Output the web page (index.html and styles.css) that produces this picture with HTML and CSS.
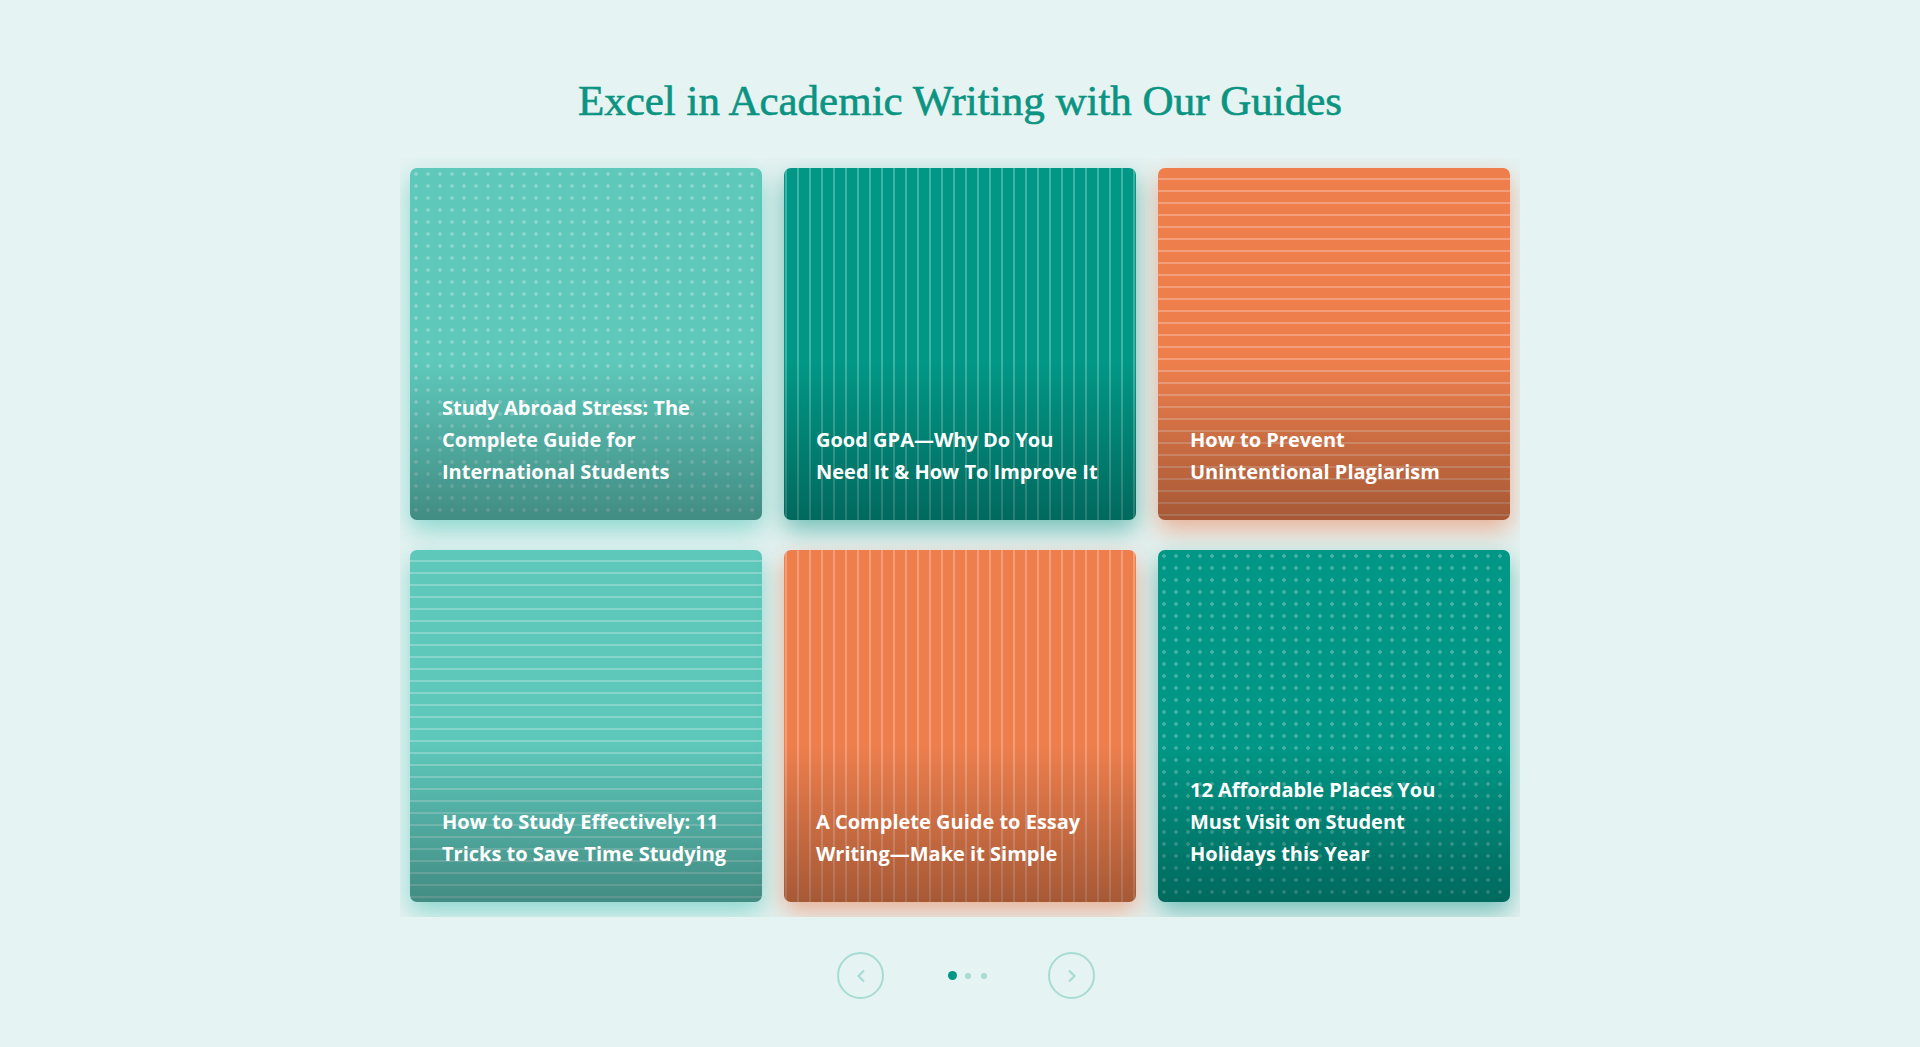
FILE: index.html
```html
<!DOCTYPE html>
<html lang="en">
<head>
<meta charset="utf-8">
<title>Excel in Academic Writing with Our Guides</title>
<link rel="stylesheet" href="styles.css">
</head>
<body>
<main class="page">
  <h1 class="title">Excel in Academic Writing with Our Guides</h1>
  <section class="slider">
    <div class="grid">
      <a class="card light dots" href="#"><span class="card-title">Study Abroad Stress: The Complete Guide for International Students</span></a>
      <a class="card teal vlines" href="#"><span class="card-title">Good GPA—Why Do You Need It &amp; How To Improve It</span></a>
      <a class="card orange hlines" href="#"><span class="card-title">How to Prevent Unintentional Plagiarism</span></a>
      <a class="card light hlines" href="#"><span class="card-title">How to Study Effectively: 11 Tricks to Save Time Studying</span></a>
      <a class="card orange vlines" href="#"><span class="card-title">A Complete Guide to Essay Writing—Make it Simple</span></a>
      <a class="card teal dots" href="#"><span class="card-title">12 Affordable Places You Must Visit on Student Holidays this Year</span></a>
    </div>
  </section>
  <nav class="pager">
    <button class="arrow" aria-label="Previous">
      <svg width="14" height="14" viewBox="0 0 14 14"><polyline points="10,1.5 4.5,7 10,12.5" fill="none" stroke="#a6dcd4" stroke-width="2.2"/></svg>
    </button>
    <div class="dots-nav">
      <span class="dot active"></span>
      <span class="dot"></span>
      <span class="dot"></span>
    </div>
    <button class="arrow" aria-label="Next">
      <svg width="14" height="14" viewBox="0 0 14 14"><polyline points="4,1.5 9.5,7 4,12.5" fill="none" stroke="#a6dcd4" stroke-width="2.2"/></svg>
    </button>
  </nav>
</main>
</body>
</html>
```
FILE: styles.css
```css
* { box-sizing: border-box; }
html, body { margin: 0; padding: 0; }
body {
  background: #e5f3f2;
  min-height: 1047px;
  font-family: "Open Sans", "Noto Sans", sans-serif;
}
.page {
  padding-top: 76px;
  display: flex;
  flex-direction: column;
  align-items: center;
}
.title {
  margin: 0 0 32px;
  font-family: "Liberation Serif", "DejaVu Serif", serif;
  font-weight: 400;
  font-size: 43px;
  line-height: 50px;
  color: #0b9482;
  -webkit-text-stroke: 0.6px #0b9482;
  text-align: center;
}
.slider {
  width: 1120px;
  padding: 10px 10px 15px;
  overflow: hidden;
}
.grid {
  display: grid;
  grid-template-columns: repeat(3, 352px);
  grid-auto-rows: 352px;
  column-gap: 22px;
  row-gap: 30px;
}
.card {
  position: relative;
  display: flex;
  align-items: flex-end;
  border-radius: 7px;
  padding: 0 30px 32px 32px;
  text-decoration: none;
  color: #fff;
}
.card-title {
  position: relative;
  font-weight: 700;
  font-size: 20px;
  line-height: 32px;
  color: #fff;
}
.light { --base: #5ec8bb; box-shadow: 0 10px 24px rgba(80, 196, 182, 0.6); }
.teal { --base: #009786; box-shadow: 0 10px 24px rgba(0, 140, 124, 0.5); }
.orange { --base: #ee7f4d; box-shadow: 0 10px 24px rgba(236, 120, 72, 0.55); }

.dots {
  background:
    linear-gradient(to bottom, rgba(0,0,0,0) 55%, rgba(0,0,0,0.3) 100%),
    radial-gradient(circle at 6px 6px, rgba(255,255,255,0.26) 1.5px, rgba(255,255,255,0) 2.2px) 0 0 / 12px 12px,
    var(--base);
}
.hlines {
  background:
    linear-gradient(to bottom, rgba(0,0,0,0) 55%, rgba(0,0,0,0.3) 100%),
    repeating-linear-gradient(to bottom, rgba(255,255,255,0) 0 10px, rgba(255,255,255,0.25) 10px 12px),
    var(--base);
}
.vlines {
  background:
    linear-gradient(to bottom, rgba(0,0,0,0) 55%, rgba(0,0,0,0.3) 100%),
    repeating-linear-gradient(to right, rgba(255,255,255,0) 0 1px, rgba(255,255,255,0.25) 1px 3px, rgba(255,255,255,0) 3px 12px),
    var(--base);
}
.pager {
  margin-top: 35px;
  padding-left: 12px;
  display: flex;
  align-items: center;
  justify-content: center;
}
.arrow {
  width: 47px;
  height: 47px;
  border: 2px solid #a6dcd4;
  border-radius: 50%;
  background: transparent;
  display: flex;
  align-items: center;
  justify-content: center;
  padding: 0;
  cursor: pointer;
}
.dots-nav {
  display: flex;
  align-items: center;
  width: 48px;
  margin: 0 56px 0 60px;
}
.dot {
  width: 16px;
  display: flex;
  justify-content: center;
}
.dot::before {
  content: "";
  width: 6px;
  height: 6px;
  border-radius: 50%;
  background: #a6dcd4;
}
.dot.active::before {
  width: 9px;
  height: 9px;
  background: #009786;
}
```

*-*-*

WHAT YOU ARE ASKED TO DO — Among the lines of the material above, how many include the string "this"? Report only that number.

FINAL RESULT — 2